What is expected
Skip the pictures. Reproduce all other material exactly.

· · · ·

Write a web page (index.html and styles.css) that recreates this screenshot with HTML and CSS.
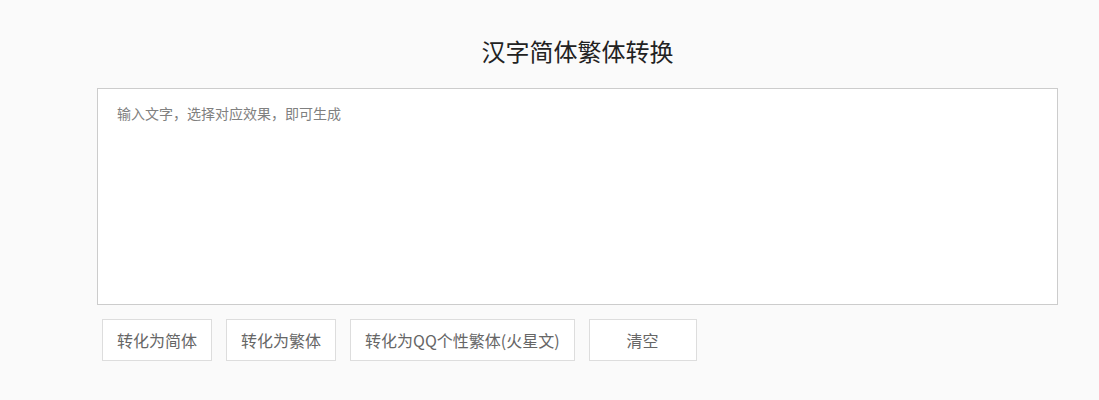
FILE: index.html
```html
<!DOCTYPE html>
<html lang="zh-CN">
<head>
    <meta charset="UTF-8">
    <meta name="viewport" content="width=device-width, initial-scale=1.0">
    <title>汉字简体繁体转换</title>
    <link rel="stylesheet" href="styles.css">
</head>
<body>
    <div class="container">
        <h1 class="title">汉字简体繁体转换</h1>

        <textarea class="text-input" id="text" placeholder="输入文字，选择对应效果，即可生成"></textarea>

        <div class="actions">
            <button class="btn">转化为简体</button>
            <button class="btn">转化为繁体</button>
            <button class="btn">转化为QQ个性繁体(火星文)</button>
            <button class="btn btn-clear">清空</button>
        </div>
    </div>
</body>
</html>
```

FILE: styles.css
```css
body {
    font-family: "Noto Sans CJK SC", "Liberation Sans", sans-serif;
    background-color: #fafafa;
    color: #333;
    margin: 0;
    padding: 0;
}

.container {
    width: 961px;
    margin-left: 97px;
}

.title {
    font-size: 24px;
    font-weight: normal;
    text-align: center;
    color: #222;
    margin: 0;
    height: 88px;
    padding-top: 34px;
    line-height: 34px;
    box-sizing: border-box;
}

.text-input {
    display: block;
    width: 100%;
    height: 217px;
    box-sizing: border-box;
    padding: 14px 19px;
    border: 1px solid #ccc;
    background-color: #fff;
    font-family: inherit;
    font-size: 14px;
    color: #333;
    resize: none;
    outline: none;
    margin: 0;
}

.text-input::placeholder {
    color: #808080;
}

.actions {
    display: flex;
    gap: 14px;
    padding-left: 5px;
    margin-top: 14px;
}

.btn {
    height: 42px;
    padding: 0 14px;
    border: 1px solid #ddd;
    background-color: #fff;
    color: #666;
    font-family: inherit;
    font-size: 16px;
    cursor: pointer;
}

.btn-clear {
    width: 108px;
}
```
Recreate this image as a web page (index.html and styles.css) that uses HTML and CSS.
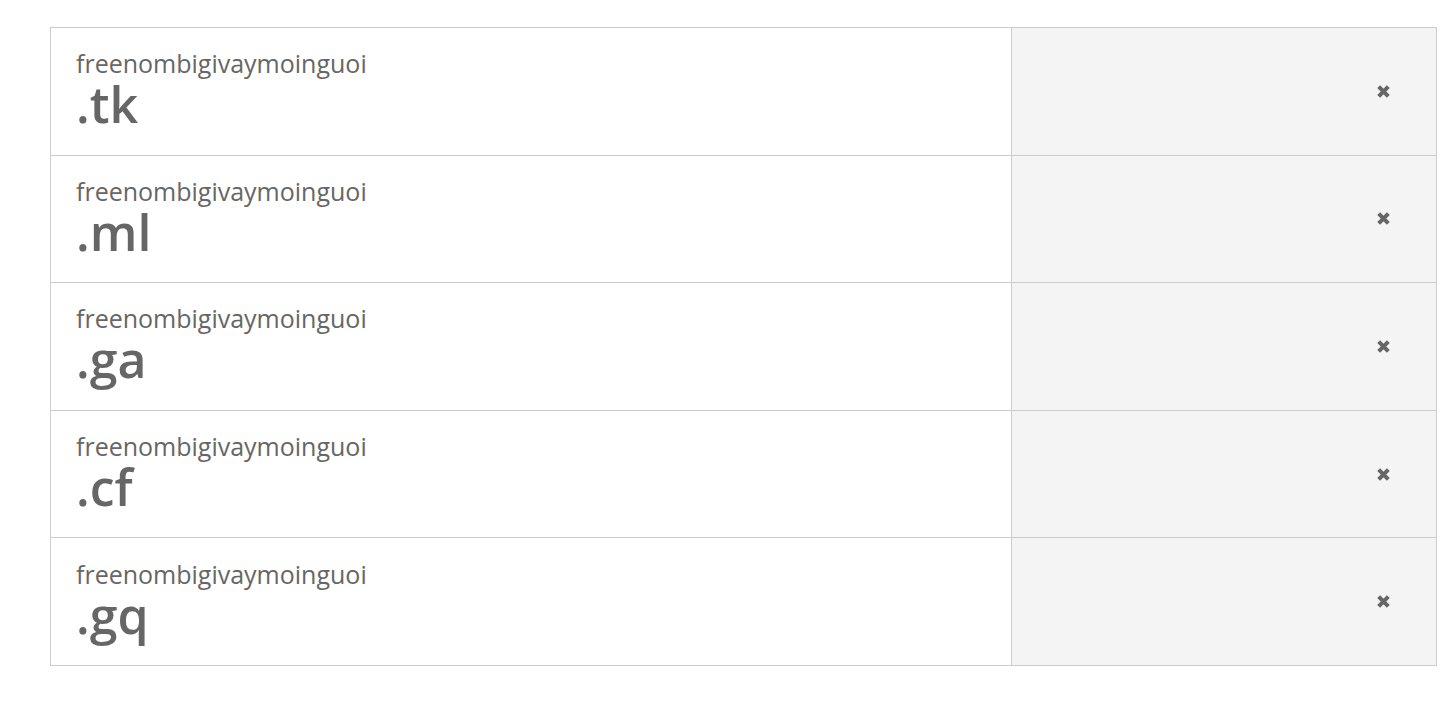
FILE: index.html
```html
<!DOCTYPE html>
<html>
<head>
<meta charset="utf-8">
<link rel="stylesheet" href="styles.css">
</head>
<body>
<div class="list">
  <div class="row">
    <div class="name"><div class="sld">freenombigivaymoinguoi</div><div class="tld">.tk</div></div>
    <div class="action"><svg class="x" viewBox="0 0 14 14"><path d="M2.5 2.5 L11.5 11.5 M11.5 2.5 L2.5 11.5"/></svg></div>
  </div>
  <div class="row">
    <div class="name"><div class="sld">freenombigivaymoinguoi</div><div class="tld">.ml</div></div>
    <div class="action"><svg class="x" viewBox="0 0 14 14"><path d="M2.5 2.5 L11.5 11.5 M11.5 2.5 L2.5 11.5"/></svg></div>
  </div>
  <div class="row">
    <div class="name"><div class="sld">freenombigivaymoinguoi</div><div class="tld">.ga</div></div>
    <div class="action"><svg class="x" viewBox="0 0 14 14"><path d="M2.5 2.5 L11.5 11.5 M11.5 2.5 L2.5 11.5"/></svg></div>
  </div>
  <div class="row">
    <div class="name"><div class="sld">freenombigivaymoinguoi</div><div class="tld">.cf</div></div>
    <div class="action"><svg class="x" viewBox="0 0 14 14"><path d="M2.5 2.5 L11.5 11.5 M11.5 2.5 L2.5 11.5"/></svg></div>
  </div>
  <div class="row">
    <div class="name"><div class="sld">freenombigivaymoinguoi</div><div class="tld">.gq</div></div>
    <div class="action"><svg class="x" viewBox="0 0 14 14"><path d="M2.5 2.5 L11.5 11.5 M11.5 2.5 L2.5 11.5"/></svg></div>
  </div>
</div>
</body>
</html>
```
FILE: styles.css
```css
html, body {
  margin: 0;
  padding: 0;
  background: #fff;
}
body {
  font-family: "Open Sans", "Liberation Sans", sans-serif;
  color: #666;
}
.list {
  margin: 27px 0 0 50px;
  width: 1387px;
  border: 1px solid #ccc;
  border-top: none;
  box-sizing: border-box;
}
.row {
  display: grid;
  grid-template-columns: 960px 1fr;
  height: 127.6px;
  box-sizing: border-box;
  border-top: 1px solid #ccc;
}
.name {
  padding: 18.3px 0 0 25px;
  display: flex;
  flex-direction: column;
}
.sld {
  font-size: 25px;
  line-height: 34px;
}
.tld {
  font-size: 50px;
  line-height: 48.6px;
  font-weight: 600;
}
.action {
  background: #f4f4f4;
  border-left: 1px solid #ccc;
  display: flex;
  align-items: center;
  justify-content: flex-end;
  padding-right: 45px;
}
.x {
  width: 15px;
  height: 15px;
  stroke: #666;
  stroke-width: 3.8;
  fill: none;
}
```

· · · ·

Exercise solution
Write a web page (index.html and styles.css) that recreates this screenshot with HTML and CSS.
FILE: index.html
```html
<!DOCTYPE html>
<html lang="zh-CN">
<head>
    <meta charset="UTF-8">
    <meta name="viewport" content="width=device-width, initial-scale=1.0">
    <title>汉字简体繁体转换</title>
    <link rel="stylesheet" href="styles.css">
</head>
<body>
    <div class="container">
        <h1 class="title">汉字简体繁体转换</h1>

        <textarea class="text-input" id="text" placeholder="输入文字，选择对应效果，即可生成"></textarea>

        <div class="actions">
            <button class="btn">转化为简体</button>
            <button class="btn">转化为繁体</button>
            <button class="btn">转化为QQ个性繁体(火星文)</button>
            <button class="btn btn-clear">清空</button>
        </div>
    </div>
</body>
</html>
```

FILE: styles.css
```css
body {
    font-family: "Noto Sans CJK SC", "Liberation Sans", sans-serif;
    background-color: #fafafa;
    color: #333;
    margin: 0;
    padding: 0;
}

.container {
    width: 961px;
    margin-left: 97px;
}

.title {
    font-size: 24px;
    font-weight: normal;
    text-align: center;
    color: #222;
    margin: 0;
    height: 88px;
    padding-top: 34px;
    line-height: 34px;
    box-sizing: border-box;
}

.text-input {
    display: block;
    width: 100%;
    height: 217px;
    box-sizing: border-box;
    padding: 14px 19px;
    border: 1px solid #ccc;
    background-color: #fff;
    font-family: inherit;
    font-size: 14px;
    color: #333;
    resize: none;
    outline: none;
    margin: 0;
}

.text-input::placeholder {
    color: #808080;
}

.actions {
    display: flex;
    gap: 14px;
    padding-left: 5px;
    margin-top: 14px;
}

.btn {
    height: 42px;
    padding: 0 14px;
    border: 1px solid #ddd;
    background-color: #fff;
    color: #666;
    font-family: inherit;
    font-size: 16px;
    cursor: pointer;
}

.btn-clear {
    width: 108px;
}
```
Recreate this image as a web page (index.html and styles.css) that uses HTML and CSS.
FILE: index.html
```html
<!DOCTYPE html>
<html>
<head>
<meta charset="utf-8">
<link rel="stylesheet" href="styles.css">
</head>
<body>
<div class="list">
  <div class="row">
    <div class="name"><div class="sld">freenombigivaymoinguoi</div><div class="tld">.tk</div></div>
    <div class="action"><svg class="x" viewBox="0 0 14 14"><path d="M2.5 2.5 L11.5 11.5 M11.5 2.5 L2.5 11.5"/></svg></div>
  </div>
  <div class="row">
    <div class="name"><div class="sld">freenombigivaymoinguoi</div><div class="tld">.ml</div></div>
    <div class="action"><svg class="x" viewBox="0 0 14 14"><path d="M2.5 2.5 L11.5 11.5 M11.5 2.5 L2.5 11.5"/></svg></div>
  </div>
  <div class="row">
    <div class="name"><div class="sld">freenombigivaymoinguoi</div><div class="tld">.ga</div></div>
    <div class="action"><svg class="x" viewBox="0 0 14 14"><path d="M2.5 2.5 L11.5 11.5 M11.5 2.5 L2.5 11.5"/></svg></div>
  </div>
  <div class="row">
    <div class="name"><div class="sld">freenombigivaymoinguoi</div><div class="tld">.cf</div></div>
    <div class="action"><svg class="x" viewBox="0 0 14 14"><path d="M2.5 2.5 L11.5 11.5 M11.5 2.5 L2.5 11.5"/></svg></div>
  </div>
  <div class="row">
    <div class="name"><div class="sld">freenombigivaymoinguoi</div><div class="tld">.gq</div></div>
    <div class="action"><svg class="x" viewBox="0 0 14 14"><path d="M2.5 2.5 L11.5 11.5 M11.5 2.5 L2.5 11.5"/></svg></div>
  </div>
</div>
</body>
</html>
```
FILE: styles.css
```css
html, body {
  margin: 0;
  padding: 0;
  background: #fff;
}
body {
  font-family: "Open Sans", "Liberation Sans", sans-serif;
  color: #666;
}
.list {
  margin: 27px 0 0 50px;
  width: 1387px;
  border: 1px solid #ccc;
  border-top: none;
  box-sizing: border-box;
}
.row {
  display: grid;
  grid-template-columns: 960px 1fr;
  height: 127.6px;
  box-sizing: border-box;
  border-top: 1px solid #ccc;
}
.name {
  padding: 18.3px 0 0 25px;
  display: flex;
  flex-direction: column;
}
.sld {
  font-size: 25px;
  line-height: 34px;
}
.tld {
  font-size: 50px;
  line-height: 48.6px;
  font-weight: 600;
}
.action {
  background: #f4f4f4;
  border-left: 1px solid #ccc;
  display: flex;
  align-items: center;
  justify-content: flex-end;
  padding-right: 45px;
}
.x {
  width: 15px;
  height: 15px;
  stroke: #666;
  stroke-width: 3.8;
  fill: none;
}
```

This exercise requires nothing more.